◆ SUPPLIED MATERIAL ◆

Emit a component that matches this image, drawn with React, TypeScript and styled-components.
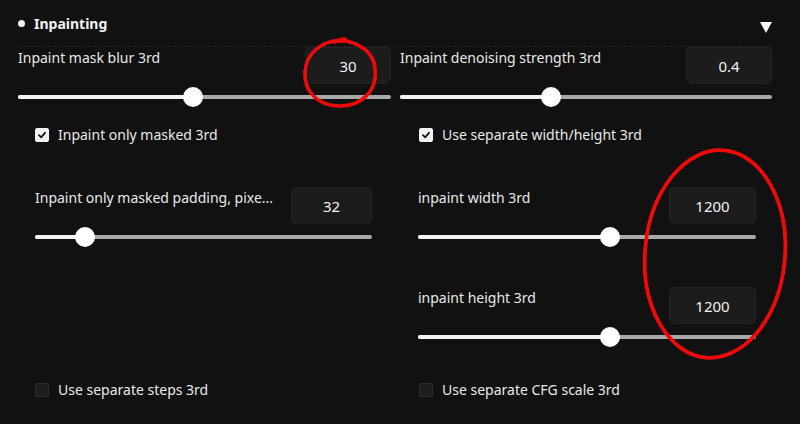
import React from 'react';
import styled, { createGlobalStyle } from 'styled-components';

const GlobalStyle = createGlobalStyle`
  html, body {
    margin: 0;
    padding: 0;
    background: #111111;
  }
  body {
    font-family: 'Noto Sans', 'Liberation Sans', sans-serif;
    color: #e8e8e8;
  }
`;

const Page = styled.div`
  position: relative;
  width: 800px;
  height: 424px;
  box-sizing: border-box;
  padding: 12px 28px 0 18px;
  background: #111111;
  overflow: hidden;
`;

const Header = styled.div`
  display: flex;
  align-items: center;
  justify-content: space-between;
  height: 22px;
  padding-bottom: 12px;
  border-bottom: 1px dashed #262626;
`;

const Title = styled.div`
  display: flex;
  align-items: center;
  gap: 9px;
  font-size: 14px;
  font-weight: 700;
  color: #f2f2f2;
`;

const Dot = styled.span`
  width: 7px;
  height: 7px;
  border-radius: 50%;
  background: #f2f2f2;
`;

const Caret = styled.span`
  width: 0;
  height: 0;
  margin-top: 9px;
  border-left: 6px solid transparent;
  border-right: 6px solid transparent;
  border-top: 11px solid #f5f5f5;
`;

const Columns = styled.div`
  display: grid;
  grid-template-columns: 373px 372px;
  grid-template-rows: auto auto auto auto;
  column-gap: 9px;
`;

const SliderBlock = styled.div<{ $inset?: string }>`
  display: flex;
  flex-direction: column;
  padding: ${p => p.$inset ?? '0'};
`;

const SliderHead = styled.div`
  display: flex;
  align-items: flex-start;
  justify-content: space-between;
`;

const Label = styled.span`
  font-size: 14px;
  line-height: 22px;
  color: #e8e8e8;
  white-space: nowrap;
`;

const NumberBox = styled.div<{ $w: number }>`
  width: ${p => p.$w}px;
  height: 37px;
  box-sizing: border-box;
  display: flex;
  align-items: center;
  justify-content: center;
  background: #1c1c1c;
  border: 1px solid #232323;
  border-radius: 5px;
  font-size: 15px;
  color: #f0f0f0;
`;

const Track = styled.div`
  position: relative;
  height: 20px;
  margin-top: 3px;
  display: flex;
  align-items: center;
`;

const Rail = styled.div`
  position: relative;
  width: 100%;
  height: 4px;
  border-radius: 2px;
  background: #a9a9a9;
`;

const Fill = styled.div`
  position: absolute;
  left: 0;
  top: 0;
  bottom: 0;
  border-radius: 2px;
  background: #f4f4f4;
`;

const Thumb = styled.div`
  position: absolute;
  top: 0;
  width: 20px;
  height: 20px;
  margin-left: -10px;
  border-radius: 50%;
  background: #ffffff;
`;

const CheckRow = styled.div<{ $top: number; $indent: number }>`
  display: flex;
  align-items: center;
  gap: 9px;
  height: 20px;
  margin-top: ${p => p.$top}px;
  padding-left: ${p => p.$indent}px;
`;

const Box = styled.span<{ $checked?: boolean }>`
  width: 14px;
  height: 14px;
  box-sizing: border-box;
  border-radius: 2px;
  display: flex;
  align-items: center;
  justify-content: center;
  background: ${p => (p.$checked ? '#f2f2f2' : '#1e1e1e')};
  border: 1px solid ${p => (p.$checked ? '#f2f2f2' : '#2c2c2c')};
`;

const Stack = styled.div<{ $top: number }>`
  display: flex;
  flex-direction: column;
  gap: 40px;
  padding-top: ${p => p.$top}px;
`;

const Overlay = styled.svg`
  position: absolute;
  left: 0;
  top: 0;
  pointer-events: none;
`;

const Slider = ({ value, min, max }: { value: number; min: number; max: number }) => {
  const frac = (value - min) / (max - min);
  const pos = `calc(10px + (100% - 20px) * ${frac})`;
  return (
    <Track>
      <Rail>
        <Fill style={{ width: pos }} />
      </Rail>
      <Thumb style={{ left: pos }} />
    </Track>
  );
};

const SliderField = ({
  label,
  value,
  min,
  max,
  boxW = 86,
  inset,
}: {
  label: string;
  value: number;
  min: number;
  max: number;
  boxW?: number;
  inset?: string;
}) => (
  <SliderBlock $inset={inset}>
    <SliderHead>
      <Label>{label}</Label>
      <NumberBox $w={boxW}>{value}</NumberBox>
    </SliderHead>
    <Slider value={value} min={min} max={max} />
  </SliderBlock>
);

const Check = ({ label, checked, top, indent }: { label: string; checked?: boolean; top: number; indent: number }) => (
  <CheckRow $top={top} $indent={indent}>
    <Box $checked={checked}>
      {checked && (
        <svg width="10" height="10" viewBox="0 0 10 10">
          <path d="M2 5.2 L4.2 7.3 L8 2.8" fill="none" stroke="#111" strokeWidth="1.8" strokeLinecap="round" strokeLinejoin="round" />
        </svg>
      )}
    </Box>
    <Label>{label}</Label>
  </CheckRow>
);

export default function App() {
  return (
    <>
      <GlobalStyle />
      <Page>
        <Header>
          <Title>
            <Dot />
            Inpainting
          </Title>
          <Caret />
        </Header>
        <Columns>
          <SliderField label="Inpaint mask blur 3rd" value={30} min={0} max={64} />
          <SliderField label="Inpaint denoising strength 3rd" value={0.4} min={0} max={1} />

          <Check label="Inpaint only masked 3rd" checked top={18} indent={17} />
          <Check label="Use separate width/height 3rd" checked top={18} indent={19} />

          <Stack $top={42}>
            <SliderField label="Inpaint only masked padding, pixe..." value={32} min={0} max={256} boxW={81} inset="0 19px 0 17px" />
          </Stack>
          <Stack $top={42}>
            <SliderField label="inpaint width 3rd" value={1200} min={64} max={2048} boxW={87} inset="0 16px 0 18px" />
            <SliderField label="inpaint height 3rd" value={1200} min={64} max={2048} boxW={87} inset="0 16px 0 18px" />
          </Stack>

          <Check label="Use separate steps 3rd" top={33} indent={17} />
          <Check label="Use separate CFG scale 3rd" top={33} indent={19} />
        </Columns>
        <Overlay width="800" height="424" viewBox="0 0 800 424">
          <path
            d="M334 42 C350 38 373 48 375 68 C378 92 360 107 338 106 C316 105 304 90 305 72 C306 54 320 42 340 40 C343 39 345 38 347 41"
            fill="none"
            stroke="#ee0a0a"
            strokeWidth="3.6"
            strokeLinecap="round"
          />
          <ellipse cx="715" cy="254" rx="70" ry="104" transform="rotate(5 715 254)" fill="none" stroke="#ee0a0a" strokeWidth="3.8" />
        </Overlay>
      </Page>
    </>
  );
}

◆ WHAT YOU ARE ASKED TO DO ◆
Your task is an exact transcription of all the data, minus the pictures.

◆ THE REPLY ◆
Emit a component that matches this image, drawn with React, TypeScript and styled-components.
import React from 'react';
import styled, { createGlobalStyle } from 'styled-components';

const GlobalStyle = createGlobalStyle`
  html, body {
    margin: 0;
    padding: 0;
    background: #111111;
  }
  body {
    font-family: 'Noto Sans', 'Liberation Sans', sans-serif;
    color: #e8e8e8;
  }
`;

const Page = styled.div`
  position: relative;
  width: 800px;
  height: 424px;
  box-sizing: border-box;
  padding: 12px 28px 0 18px;
  background: #111111;
  overflow: hidden;
`;

const Header = styled.div`
  display: flex;
  align-items: center;
  justify-content: space-between;
  height: 22px;
  padding-bottom: 12px;
  border-bottom: 1px dashed #262626;
`;

const Title = styled.div`
  display: flex;
  align-items: center;
  gap: 9px;
  font-size: 14px;
  font-weight: 700;
  color: #f2f2f2;
`;

const Dot = styled.span`
  width: 7px;
  height: 7px;
  border-radius: 50%;
  background: #f2f2f2;
`;

const Caret = styled.span`
  width: 0;
  height: 0;
  margin-top: 9px;
  border-left: 6px solid transparent;
  border-right: 6px solid transparent;
  border-top: 11px solid #f5f5f5;
`;

const Columns = styled.div`
  display: grid;
  grid-template-columns: 373px 372px;
  grid-template-rows: auto auto auto auto;
  column-gap: 9px;
`;

const SliderBlock = styled.div<{ $inset?: string }>`
  display: flex;
  flex-direction: column;
  padding: ${p => p.$inset ?? '0'};
`;

const SliderHead = styled.div`
  display: flex;
  align-items: flex-start;
  justify-content: space-between;
`;

const Label = styled.span`
  font-size: 14px;
  line-height: 22px;
  color: #e8e8e8;
  white-space: nowrap;
`;

const NumberBox = styled.div<{ $w: number }>`
  width: ${p => p.$w}px;
  height: 37px;
  box-sizing: border-box;
  display: flex;
  align-items: center;
  justify-content: center;
  background: #1c1c1c;
  border: 1px solid #232323;
  border-radius: 5px;
  font-size: 15px;
  color: #f0f0f0;
`;

const Track = styled.div`
  position: relative;
  height: 20px;
  margin-top: 3px;
  display: flex;
  align-items: center;
`;

const Rail = styled.div`
  position: relative;
  width: 100%;
  height: 4px;
  border-radius: 2px;
  background: #a9a9a9;
`;

const Fill = styled.div`
  position: absolute;
  left: 0;
  top: 0;
  bottom: 0;
  border-radius: 2px;
  background: #f4f4f4;
`;

const Thumb = styled.div`
  position: absolute;
  top: 0;
  width: 20px;
  height: 20px;
  margin-left: -10px;
  border-radius: 50%;
  background: #ffffff;
`;

const CheckRow = styled.div<{ $top: number; $indent: number }>`
  display: flex;
  align-items: center;
  gap: 9px;
  height: 20px;
  margin-top: ${p => p.$top}px;
  padding-left: ${p => p.$indent}px;
`;

const Box = styled.span<{ $checked?: boolean }>`
  width: 14px;
  height: 14px;
  box-sizing: border-box;
  border-radius: 2px;
  display: flex;
  align-items: center;
  justify-content: center;
  background: ${p => (p.$checked ? '#f2f2f2' : '#1e1e1e')};
  border: 1px solid ${p => (p.$checked ? '#f2f2f2' : '#2c2c2c')};
`;

const Stack = styled.div<{ $top: number }>`
  display: flex;
  flex-direction: column;
  gap: 40px;
  padding-top: ${p => p.$top}px;
`;

const Overlay = styled.svg`
  position: absolute;
  left: 0;
  top: 0;
  pointer-events: none;
`;

const Slider = ({ value, min, max }: { value: number; min: number; max: number }) => {
  const frac = (value - min) / (max - min);
  const pos = `calc(10px + (100% - 20px) * ${frac})`;
  return (
    <Track>
      <Rail>
        <Fill style={{ width: pos }} />
      </Rail>
      <Thumb style={{ left: pos }} />
    </Track>
  );
};

const SliderField = ({
  label,
  value,
  min,
  max,
  boxW = 86,
  inset,
}: {
  label: string;
  value: number;
  min: number;
  max: number;
  boxW?: number;
  inset?: string;
}) => (
  <SliderBlock $inset={inset}>
    <SliderHead>
      <Label>{label}</Label>
      <NumberBox $w={boxW}>{value}</NumberBox>
    </SliderHead>
    <Slider value={value} min={min} max={max} />
  </SliderBlock>
);

const Check = ({ label, checked, top, indent }: { label: string; checked?: boolean; top: number; indent: number }) => (
  <CheckRow $top={top} $indent={indent}>
    <Box $checked={checked}>
      {checked && (
        <svg width="10" height="10" viewBox="0 0 10 10">
          <path d="M2 5.2 L4.2 7.3 L8 2.8" fill="none" stroke="#111" strokeWidth="1.8" strokeLinecap="round" strokeLinejoin="round" />
        </svg>
      )}
    </Box>
    <Label>{label}</Label>
  </CheckRow>
);

export default function App() {
  return (
    <>
      <GlobalStyle />
      <Page>
        <Header>
          <Title>
            <Dot />
            Inpainting
          </Title>
          <Caret />
        </Header>
        <Columns>
          <SliderField label="Inpaint mask blur 3rd" value={30} min={0} max={64} />
          <SliderField label="Inpaint denoising strength 3rd" value={0.4} min={0} max={1} />

          <Check label="Inpaint only masked 3rd" checked top={18} indent={17} />
          <Check label="Use separate width/height 3rd" checked top={18} indent={19} />

          <Stack $top={42}>
            <SliderField label="Inpaint only masked padding, pixe..." value={32} min={0} max={256} boxW={81} inset="0 19px 0 17px" />
          </Stack>
          <Stack $top={42}>
            <SliderField label="inpaint width 3rd" value={1200} min={64} max={2048} boxW={87} inset="0 16px 0 18px" />
            <SliderField label="inpaint height 3rd" value={1200} min={64} max={2048} boxW={87} inset="0 16px 0 18px" />
          </Stack>

          <Check label="Use separate steps 3rd" top={33} indent={17} />
          <Check label="Use separate CFG scale 3rd" top={33} indent={19} />
        </Columns>
        <Overlay width="800" height="424" viewBox="0 0 800 424">
          <path
            d="M334 42 C350 38 373 48 375 68 C378 92 360 107 338 106 C316 105 304 90 305 72 C306 54 320 42 340 40 C343 39 345 38 347 41"
            fill="none"
            stroke="#ee0a0a"
            strokeWidth="3.6"
            strokeLinecap="round"
          />
          <ellipse cx="715" cy="254" rx="70" ry="104" transform="rotate(5 715 254)" fill="none" stroke="#ee0a0a" strokeWidth="3.8" />
        </Overlay>
      </Page>
    </>
  );
}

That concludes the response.